Soon, the wheels momentum slowed, and the ball became tired. It had put up a brave fight but inevitably, it was losing a battle with gravity. Gradually, it left the comfort of the high side of the wheel and began its slow decent down the sloping surface, towards the ravenous coloured segments waiting at the bottom. The hum of the ball on the smooth surface rudely broke as it hit its first groove in the slope, prompting a reactive cheer from everyone. The ball flew into air, but only for a moment, as again gravity flexed its muscle. It hit another groove immediately, and then another. Every skip slowed the ball a little more, and the tapping noise it made with each jump became quicker. The allure of the coloured segments was too great to deny. With each revolution, black and red segments became less blurred as they each competed for the balls attention. Every second drew us in closer to the action.

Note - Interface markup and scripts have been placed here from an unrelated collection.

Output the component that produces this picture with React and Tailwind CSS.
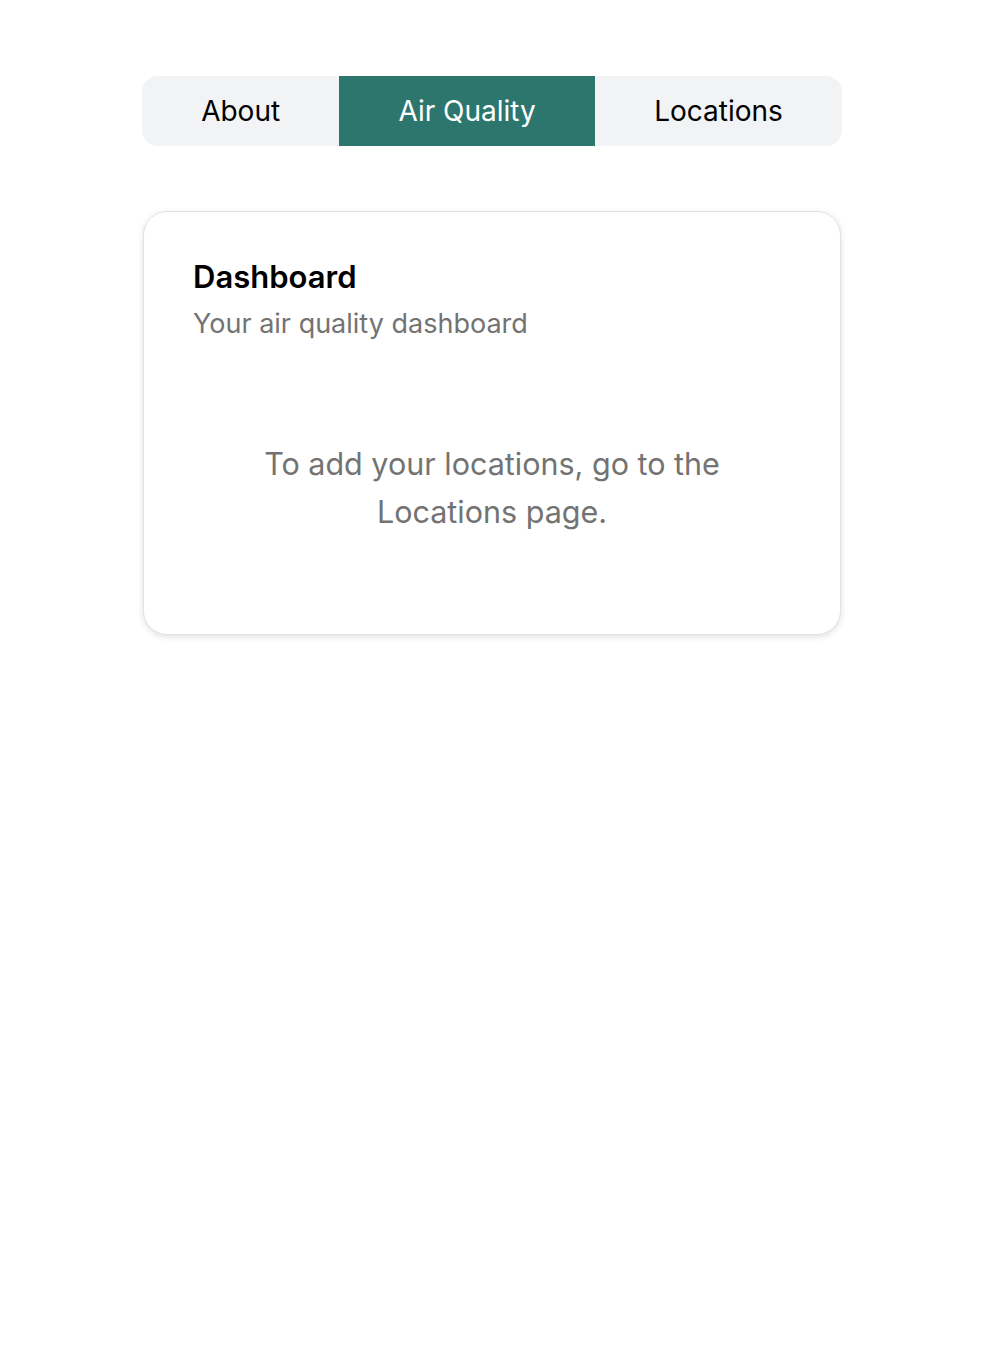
import React, { useState } from 'react';

const tabs = ['About', 'Air Quality', 'Locations'];

const App = () => {
  const [active, setActive] = useState('Air Quality');

  return (
    <div className="min-h-screen bg-white font-['Inter',sans-serif]">
      <div className="w-[700px] ml-[142px] pt-[76px]">
        <div className="flex h-[70px] rounded-2xl bg-[#f2f3f5] overflow-hidden">
          {tabs.map(tab => (
            <button
              key={tab}
              onClick={() => setActive(tab)}
              className={`grow text-[28px] ${active === tab ? 'bg-[#2d766d] text-white' : 'text-black'}`}
            >
              {tab}
            </button>
          ))}
        </div>

        <div className="mt-[65px] mx-px rounded-3xl border border-[#e2e2e2] bg-white shadow-[0_2px_6px_rgba(0,0,0,0.12)] px-[49px] pt-[45px] pb-[98px]">
          <h2 className="text-[31px] font-semibold text-black leading-[40px]">Dashboard</h2>
          <p className="text-[27px] text-[#737373] leading-[36px] mt-[9px]">Your air quality dashboard</p>
          <p className="mt-[98px] text-center text-[30.5px] text-[#737373] leading-[48px] px-[50px]">
            To add your locations, go to the Locations page.
          </p>
        </div>
      </div>
    </div>
  );
};

export default App;
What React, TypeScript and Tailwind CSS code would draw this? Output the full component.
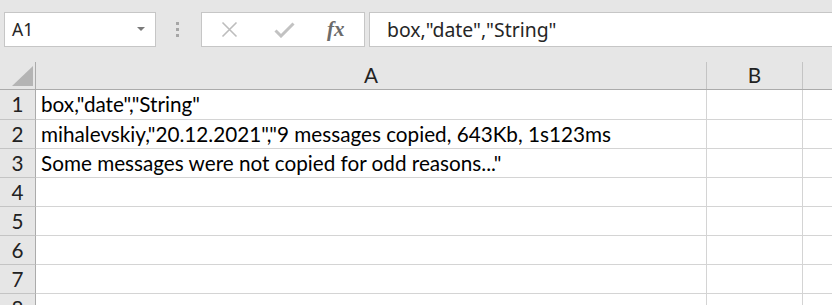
import React from "react";

// ─── Data ─────────────────────────────────────────────────────────────────────

const rows: { n: number; a: string }[] = [
    { n: 1, a: 'box,"date","String"' },
    { n: 2, a: 'mihalevskiy,"20.12.2021","9 messages copied, 643Kb, 1s123ms' },
    { n: 3, a: 'Some messages were not copied for odd reasons..."' },
    { n: 4, a: "" },
    { n: 5, a: "" },
    { n: 6, a: "" },
    { n: 7, a: "" },
    { n: 8, a: "" },
];

const cellFont = { fontFamily: "Lato, 'Liberation Sans', sans-serif" };

// ─── Formula bar ──────────────────────────────────────────────────────────────

function FormulaBar() {
    return (
        <div className="flex h-[62px] shrink-0 items-start pt-[12px] font-['Noto_Sans',sans-serif]">
            <div className="ml-[4px] flex h-[35px] w-[152px] items-center justify-between border border-[#c6c6c6] bg-white pl-[7px] pr-[10px]">
                <span className="text-[17.5px] text-[#262626]">A1</span>
                <svg width="8" height="5" viewBox="0 0 8 5">
                    <path d="M0 0h8L4 4z" fill="#7a7a7a" />
                </svg>
            </div>

            <div className="flex h-[35px] w-[45px] flex-col items-start justify-center gap-[3px] pl-[20px]">
                <div className="h-[3px] w-[3px] bg-[#a6a6a6]" />
                <div className="h-[3px] w-[3px] bg-[#a6a6a6]" />
                <div className="h-[3px] w-[3px] bg-[#a6a6a6]" />
            </div>

            <div className="flex h-[35px] w-[164px] items-center border border-[#c6c6c6] bg-white">
                <svg className="ml-[19px]" width="17" height="17" viewBox="0 0 17 17">
                    <path d="M1.5 1.5l14 14M15.5 1.5l-14 14" stroke="#bdbdbd" strokeWidth="1.6" />
                </svg>
                <svg className="ml-[36px]" width="21" height="16" viewBox="0 0 21 16">
                    <path d="M1.5 8.5l5.5 5.5L19.5 1.5" stroke="#c2c2c2" strokeWidth="3" fill="none" />
                </svg>
                <span className="ml-[32px] font-['Liberation_Serif',serif] text-[21px] font-bold italic leading-none text-[#6b6b6b]">
                    fx
                </span>
            </div>

            <div className="ml-[4px] flex h-[35px] flex-1 items-center border-y border-l border-[#c6c6c6] bg-white pl-[17px]">
                <span className="text-[19.4px] text-[#262626]">box,"date","String"</span>
            </div>
        </div>
    );
}

// ─── Grid ─────────────────────────────────────────────────────────────────────

function ColumnHeaders() {
    return (
        <div className="flex h-[28px] shrink-0 border-b border-[#ababab]" style={cellFont}>
            <div className="relative w-[36px] shrink-0 border-r border-[#ababab]">
                <svg className="absolute left-[12px] top-[4px]" width="21" height="20" viewBox="0 0 21 20">
                    <path d="M21 0V20H0z" fill="#b4b4b4" />
                </svg>
            </div>
            <div className="flex w-[671px] shrink-0 items-center justify-center border-r border-[#c4c4c4] text-[20.7px] text-[#222]">
                A
            </div>
            <div className="flex w-[96px] shrink-0 items-center justify-center border-r border-[#c4c4c4] text-[20.7px] text-[#222]">
                B
            </div>
            <div className="flex-1" />
        </div>
    );
}

function Row({ n, a }: { n: number; a: string }) {
    const h = n === 1 ? "h-[30px]" : "h-[29px]";
    return (
        <div className={`flex ${h} shrink-0`} style={cellFont}>
            <div className="flex w-[36px] shrink-0 items-center justify-center border-r border-b border-r-[#ababab] border-b-[#c4c4c4] bg-[#e6e6e6] pt-[1px] text-[20.7px] text-[#222]">
                {n}
            </div>
            <div className="flex w-[671px] shrink-0 items-center whitespace-nowrap border-r border-b border-[#d4d4d4] bg-white pl-[5px] pt-[1px] text-[20.7px] text-black">
                {a}
            </div>
            <div className="w-[96px] shrink-0 border-r border-b border-[#d4d4d4] bg-white" />
            <div className="flex-1 border-b border-[#d4d4d4] bg-white" />
        </div>
    );
}

export default function App() {
    return (
        <div className="flex h-[305px] w-[832px] flex-col overflow-hidden bg-[#e6e6e6]">
            <FormulaBar />
            <ColumnHeaders />
            {rows.map((r) => (
                <Row key={r.n} n={r.n} a={r.a} />
            ))}
        </div>
    );
}
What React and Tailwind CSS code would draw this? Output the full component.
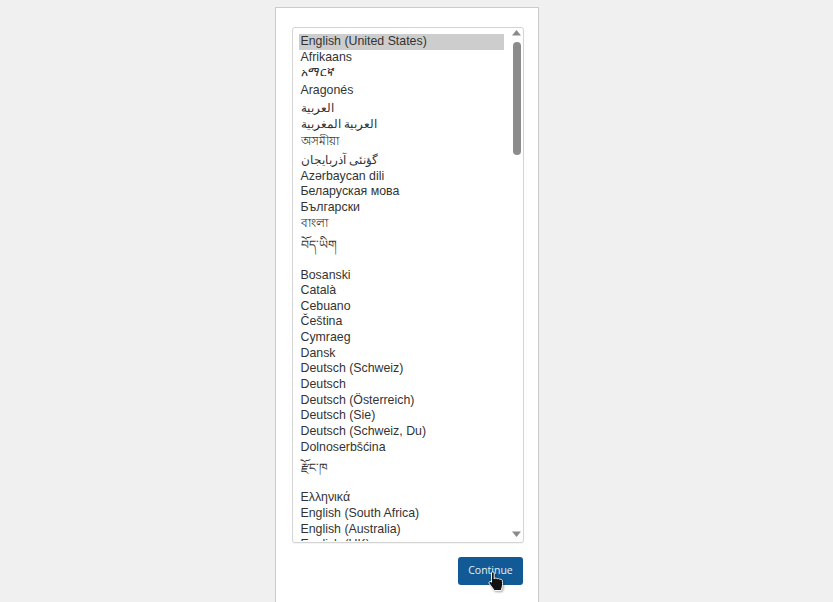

Every eye traced the balls movement. Every moment relayed to Sydney. The ball had almost come to a stand still. It was exhausted. It could hold out no more. One last revolution around the wheel and it kissed the lip of a red segment. The result was one last valiant attempt to stay afloat. It failed and dropped into the waiting jaws of the lucky segment. The balls fate had been exposed.
“Ohhhhhhh!” a collective groan from the crowd told the story, but the croupier insisted on rubbing the news in,
“Red thirty two”
I picked up the phone and placed it to my ear,
“Shit” he replied, and hung up.
The croupier leant over the table and claimed her winnings. The bully had struck again. Dragging the money towards a large hole on her side of the table, I watched as one thousand dollars disappeared.
I resisted the urge to tip my wallet upside down but it was clear that the Roulette Gods had had the last word. I wasn’t angry, just helpless. My fate dealt to me with the impact of a bullet.
Perhaps I should have listened to Einstein? Perhaps it was time for a haircut?